Z nesli, 1-13 yaş arası.  İnternet ve mobil teknolojileri kullanmayı seviyorlar. Artık sokakta birdirbir oynamıyor, ipad'leriyle sosyalleşiyor... Günümüzde yaygın olan akıllı telefonlar, ipad'ler ya da tablet bilgisayarlar ile her alanda aktifler. Diğer nesillerden farklı olarak, internet ve teknoloji ile doğdukları söylenebilir. Aynı anda birden fazla konu ile ilgilenebiliyorlar. Ülkemizin %17'sini oluşturuyorlar.

Genel olarak internet gazeteciliği gazeteciler açısında neleri değiştirmeye başladığını gözümüzün önüne getirebiliriz. 

Ortak üretim merkezleri oluşturuldu. Haber merkezleri küçüldü. Haber havuzu oluşturuldu. Tüm yayınlar bu havuzdan beslendi. Tek tip yayın organları oluştu.
Haber merkezlerinin küçülmesiyle gazeteci sayısı azaldı. Çalışanların da iş yükü arttı. Gazeteci, yayın grubunun tüm organları için ayrı ayrı haber üretmek zorunda kaldı.

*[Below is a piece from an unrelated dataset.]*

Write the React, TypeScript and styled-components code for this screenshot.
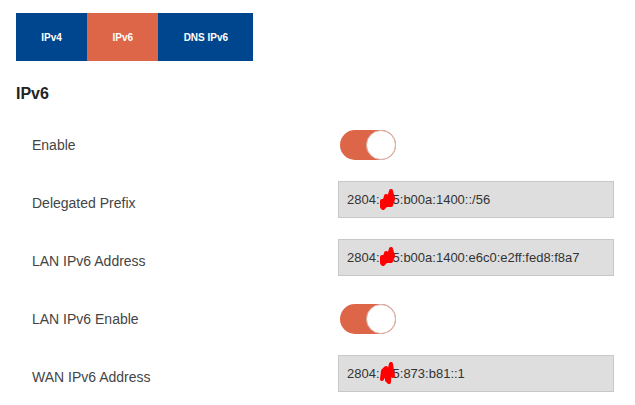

İnternet gazeteciliği, hızlı olmayı zorunlu kıldı. Hız, denetimsizliği ve özensizliği beraberinde getirdi. Doğruluk hıza kurban edilmeye başlandı. 

Yeni bir yazım tarzı oluştu. Başlıkta mesaj gizlenmeye başlandı. Tıklanma/ reytingi arttırma yöntemi gelişti. Kes-yapıştır yöntemi yaygınlaştı. Başka yayın organlarındaki haberler anında kendi yayın organınızda yayınlanmaya başlandı. Ya da Özel haberiniz diğer yayıncıların haber olmaya başladı.

İnternet gazeteciliği baş döndürücü bir hızla hayatımıza girerken birtakım sıkıntılar da yaşamaya başladı: 

Türkiye'de internet medyası 1999 yılından bu yana yayıncılık yapıyor. 18 yıllık süreç içerisinde İnternet gazeteciliği Basın Kanunu kapsamına alınamadı. 

Haber sitelerinin tanımı ve kapsamı yapılmadı. Basın İş Kanunu'nun sağladığı iş ve sosyal güvenceden yararlanmalarına imkân sağlanmadı.  İnternet medyasında çalışan gazeteciler sarı basın kartı sahibi olamadı.  Yayınlar TCK kapsamında suç unsuru olarak tanımlı. Ama yasal olarak medya kuruluşu olarak tanımlanmıyorlar.